As I read it, the image that came to mind was Johnny Depp as Captain Jack Sparrow. I won't reveal more, as you may want to read this some day. A standout was "The Canterville Ghost" by Oscar Wilde, which blends wonderfully sharp satire of Ugly Americans in the Gilded Age, so similar to their descendents today...

Monday, November 10, 2008

There are "0" birthdays, and "0" birthdays...

And we are creeping up to one rather larger than the others; oh, well. Just have to resist all those ads depicting the erasure of wrinkles and spots. I made it to a climbing gym for the third day in a row, and even denial of efforts exerted isn't fooling my aching muscles. Raking leaves was the coup de grace. When we were sitting at breakfast discussing a stupid newspaper headline declaring the "Fifty is the New Thirty!", I said I didn't feel as if I had as much energy as I did at thirty. (And yes, I know I'm well past fifty). The nonegenarian piped up,"I do!" I haven't inherited her astounding optimism, I guess.

Sunday, November 09, 2008

Catching up

Will need to be done later; the young ones invited me to come with them to their climbing gym, where I did what I could after too little sleep. Must have been that gigantic piece of chocolate cake I had at the wedding feast. When twenty-somethings are "tired" it's a far different story from a person of a certain age being tired; they still flew elegantly up the routes, and I fell off.

Saturday, November 08, 2008

Saturday whirl

It began calmly enough, but by late afternoon we had to hoof it smartly to get down to some friends' wedding, held in a Methodist church in the University District. We couldn't remember the last time we had witnessed such an event, complete with organist and praying minister. The only thing the minister didn't say was if anyone had any reason they shouldn't get married. Later we hustled downtown to their wedding feast, held in the Chinese Room in Smith Tower, built in 1914 and the tallest skyscraper west of the Mississippi until 1931. The Chinese Room was wonderful, with an ornately-carved wooden ceiling, and supposedly a Wishing Chair, in which single women who sit and make a wish for it will be married within the year. I missed that attraction, but there was an observation deck which went all the way around the building. It was an unusually mild evening for November, so everybody perambulated and exclaimed over the views. The bride's choice of dessert was fabulous: No lard-laced, iced white tower for her, but rather a panoply of cakes, all vegan, which may not sound promising, but oh boy. Such cakes. They came from Whole Foods, who were the most obliging of the sources she contacted.
There were toasts bordering on roasting from family members, a fine tradition in wedding parties, and dancing. Great party, and all four families involved seemed at peace.

Friday, November 07, 2008

Dodging downpours

Usual end of the week hairdo day; and a friend who's been living in Long Beach, California called to invite us to a dinner in her honor. Fun evening, spent at the home of a family comprised of two women and the four-year-old Chinese orphan they adopted about a year and a half ago. Naturally their reaction to Tuesday's election results was mixed.

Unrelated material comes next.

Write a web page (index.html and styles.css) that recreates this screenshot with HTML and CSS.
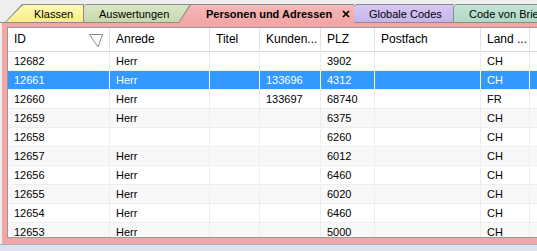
FILE: index.html
```html
<!DOCTYPE html>
<html lang="de">

<head>
    <meta charset="UTF-8">
    <meta name="viewport" content="width=device-width, initial-scale=1.0">
    <title>Personen und Adressen</title>
    <link rel="stylesheet" href="styles.css">
</head>

<body>
    <!-- Document tabs -->
    <div class="tabbar">
        <div class="tab tab-first tab-yellow" style="width: 79px">
            <div class="tab-face">Klassen</div>
        </div>
        <div class="tab tab-green" style="width: 107px">
            <div class="tab-face">Auswertungen</div>
        </div>
        <div class="tab tab-active" style="width: 176px">
            <div class="tab-face">
                <span>Personen und Adressen</span>
                <svg class="close" width="8" height="8" viewBox="0 0 8 8">
                    <path d="M1 1 L7 7 M7 1 L1 7" stroke="#000" stroke-width="1.7" />
                </svg>
            </div>
        </div>
        <div class="tab tab-purple" style="width: 101px">
            <div class="tab-face">Globale Codes</div>
        </div>
        <div class="tab tab-teal" style="width: 110px">
            <div class="tab-face">Code von Briefen</div>
        </div>
    </div>

    <!-- Frame of the active document -->
    <div class="frame">
        <div class="grid">
            <table>
                <colgroup>
                    <col style="width: 102px">
                    <col style="width: 100px">
                    <col style="width: 50px">
                    <col style="width: 61px">
                    <col style="width: 54px">
                    <col style="width: 106px">
                    <col style="width: 49px">
                    <col style="width: 30px">
                </colgroup>
                <thead>
                    <tr>
                        <th>
                            <div class="th-filter">
                                <span>ID</span>
                                <svg width="15" height="14" viewBox="0 0 15 14">
                                    <path d="M0.5 0.5 H13.5 L9 13 Z" fill="none" stroke="#8a8a8a" />
                                </svg>
                            </div>
                        </th>
                        <th>Anrede</th>
                        <th>Titel</th>
                        <th>Kunden...</th>
                        <th>PLZ</th>
                        <th>Postfach</th>
                        <th>Land ...</th>
                        <th></th>
                    </tr>
                </thead>
                <tbody id="rows"></tbody>
            </table>
        </div>
    </div>

    <div class="status"></div>

    <script>
        const people = [
            { id: 12682, anrede: 'Herr', kunde: '', plz: '3902', land: 'CH' },
            { id: 12661, anrede: 'Herr', kunde: '133696', plz: '4312', land: 'CH', selected: true },
            { id: 12660, anrede: 'Herr', kunde: '133697', plz: '68740', land: 'FR' },
            { id: 12659, anrede: 'Herr', kunde: '', plz: '6375', land: 'CH' },
            { id: 12658, anrede: '', kunde: '', plz: '6260', land: 'CH' },
            { id: 12657, anrede: 'Herr', kunde: '', plz: '6012', land: 'CH' },
            { id: 12656, anrede: 'Herr', kunde: '', plz: '6460', land: 'CH' },
            { id: 12655, anrede: 'Herr', kunde: '', plz: '6020', land: 'CH' },
            { id: 12654, anrede: 'Herr', kunde: '', plz: '6460', land: 'CH' },
            { id: 12653, anrede: 'Herr', kunde: '', plz: '5000', land: 'CH' }
        ];

        const rows = document.getElementById('rows');
        people.forEach(p => {
            rows.innerHTML += `
                <tr class="${p.selected ? 'selected' : ''}">
                    <td>${p.id}</td>
                    <td>${p.anrede}</td>
                    <td></td>
                    <td>${p.kunde}</td>
                    <td>${p.plz}</td>
                    <td></td>
                    <td>${p.land}</td>
                    <td></td>
                </tr>
            `;
        });
    </script>
</body>

</html>
```

FILE: styles.css
```css
/* Page */
body {
    margin: 0;
    width: 537px;
    height: 251px;
    overflow: hidden;
    background-color: #eeeeee;
    font-family: "Liberation Sans", Arial, sans-serif;
    color: #000;
}

/* Tab strip */
.tabbar {
    display: flex;
    align-items: flex-end;
    height: 22px;
    padding-left: 5px;
    border-bottom: 1px solid #8c8c8c;
    white-space: nowrap;
}

.tab {
    flex: none;
    height: 18px;
    background-color: #8c8c8c;
    margin-left: -1px;
    clip-path: polygon(0 3px, 3px 0, 100% 0, 100% 100%, 0 100%);
}

.tab-face {
    display: flex;
    align-items: center;
    height: 17px;
    margin: 1px 0 0 1px;
    padding-left: 15px;
    font-size: 11px;
    clip-path: polygon(0 2px, 2px 0, 100% 0, 100% 100%, 0 100%);
}

.tab-first {
    margin-left: 0;
    clip-path: polygon(0 100%, 17px 0, 100% 0, 100% 100%);
}

.tab-first .tab-face {
    margin-right: 1px;
    padding-left: 28px;
    clip-path: polygon(0 100%, 17px 0, 100% 0, 100% 100%);
}

.tab-yellow .tab-face {
    background: linear-gradient(#fff9b4, #f8ec8c);
}

.tab-green .tab-face {
    background: linear-gradient(#d9e6c4, #c8d8ae);
}

.tab-purple .tab-face {
    background: linear-gradient(#d6c7f2, #c7b5ea);
}

.tab-teal .tab-face {
    background: linear-gradient(#c2e5d6, #afd8c6);
}

/* Selected tab */
.tab-active {
    position: relative;
    z-index: 1;
    height: 19px;
    margin-left: -12px;
    margin-bottom: -1px;
    clip-path: polygon(0 100%, 12px 0, 100% 0, 100% 100%);
}

.tab-active .tab-face {
    height: 18px;
    padding-left: 27px;
    padding-bottom: 1px;
    box-sizing: border-box;
    font-weight: bold;
    background: linear-gradient(#f6b8b8, #f3a6a6);
    clip-path: polygon(0 100%, 12px 0, 100% 0, 100% 100%);
}

.close {
    margin-left: 10px;
}

/* Frame round the grid */
.frame {
    margin-left: 2px;
    padding: 4px 0 6px 5px;
    background-color: #f3a6a6;
}

.grid {
    height: 209px;
    overflow: hidden;
    background-color: #fff;
    border: 1px solid #9a9a9a;
    border-right: none;
}

table {
    table-layout: fixed;
    width: 552px;
    border-collapse: separate;
    border-spacing: 0;
}

th {
    height: 23px;
    padding: 0 5px 0 6px;
    font-size: 12px;
    font-weight: normal;
    text-align: left;
    line-height: 23px;
    white-space: nowrap;
    border-right: 1px solid #e2e2e2;
    border-bottom: 1px solid #d6d6d6;
}

.th-filter {
    display: flex;
    align-items: center;
    justify-content: space-between;
}

.th-filter svg {
    margin-top: 2px;
}

td {
    padding: 0 5px 0 6px;
    font-size: 11px;
    line-height: 18px;
    white-space: nowrap;
    overflow: hidden;
    border-right: 1px solid #eeeeee;
    border-bottom: 1px solid #eeeeee;
}

tbody tr:nth-child(even) td {
    background-color: #f8f8f8;
}

tbody tr.selected td {
    background-color: #3399ff;
    color: #fff;
    border-right-color: #fff;
}

/* Bottom strip */
.status {
    height: 7px;
    background-color: #dbe1ed;
    border-top: 1px solid #a8b0bf;
}
```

Thursday, November 06, 2008


It's raining like to fill up the world. No more joy in Mudville, but some of us march on to market. Wet enough to have to change clothes on a pass by the house to offload groceries. The woman who stayed with my mom was full of stories about her life, which passed the afternoon nicely. One involved a nursing mother cat who adopted a baby chick into her litter. Eyes were round while listening.

Wednesday, November 05, 2008


Perhaps imaginary, but there seemed to be a generally happy air about the town. There was indeed at the climbing gym, where we did a celebratory workout and compared notes on Tuesday night's events. The little ice cream store in the shopping district was advertising "free scoops of Baracky Obama!", but the line was long so I declined. In the hipper parts of Seattle, notably the Capitol Hill area, there was drinkification and dancing in the streets until the wee hours, according to photographic records. Looking at people who are supposedly being considered as possibilities for Obama's administration, I hope the hangovers aren't years-long. Gates? Powell? Rubin? Summers? WTF?? NO "reaching across the aisle", says I. That lot had their chance, and shoved us into near ruin. Queue up the old Who song...

Tuesday, November 04, 2008

Been there and done it

We walked over to our polling place, where we've voted most of the past 34 years, for the last time. The state is going to all mail voting next year. No more befuddled and/or cranky old people manning the tables, sometimes being cheery and helpful; no more watching the paper ballot being consumed by the machine; no more being sure it at least got collected. Got our stickers to prove we'd done our duty, which Starbuck's said it would redeem with a free cup of coffee if we asked. Didn't bother with that, spent the day not reacting to any election input. But just now, when my favorite DJ from KEXP, Darek Mazzone, started playing a mix which included some of Obama's speeches, and music appropriate to this momentous occasion, I began to feel a tightness in my throat. It's hard not to hope.

Monday, November 03, 2008

Power failure

Just before 9:00 this morning, the power went out. We have a gas range, so I could make coffee in the French press we use for camping, and toasted my bread in a saute pan. I had some drip ground coffee in the freezer, saved from a trip in June; odd, I had just been wondering aloud the other night about getting a hand-powered coffee grinder. Now I will indeed. We had hunkered down to endure the creeping cold when it came back on an hour later.
Now for the welcome power failure of an evil regime...

Sunday, November 02, 2008


A couple of Canadian fellers managed to highlight Palin's ignorance and hubris by calling her and pretending to be French Prez Sarkozy; let us keep hoping she doesn't prank our country in a couple of days.
Family home evening; the kid created a delectable borscht, and they dined after the rest of us had supped. Got a good taste of it, though, and it will be even better tomorrow.

Saturday, November 01, 2008

El dia

Day of the Not Dead Yet around here, with the nonegenarian getting a bit more resistant to getting out when skies look a bit threatening, but we managed. Beloved spouse was off all day on a paddling adventure, which when they finally got home indeed was kind of a weather-ridden epic. I know I would not have been able to plow onward through three to four foot waves; I had my calorie burn safely inside at the climbing joint. The intrepid boaters earned their dinner.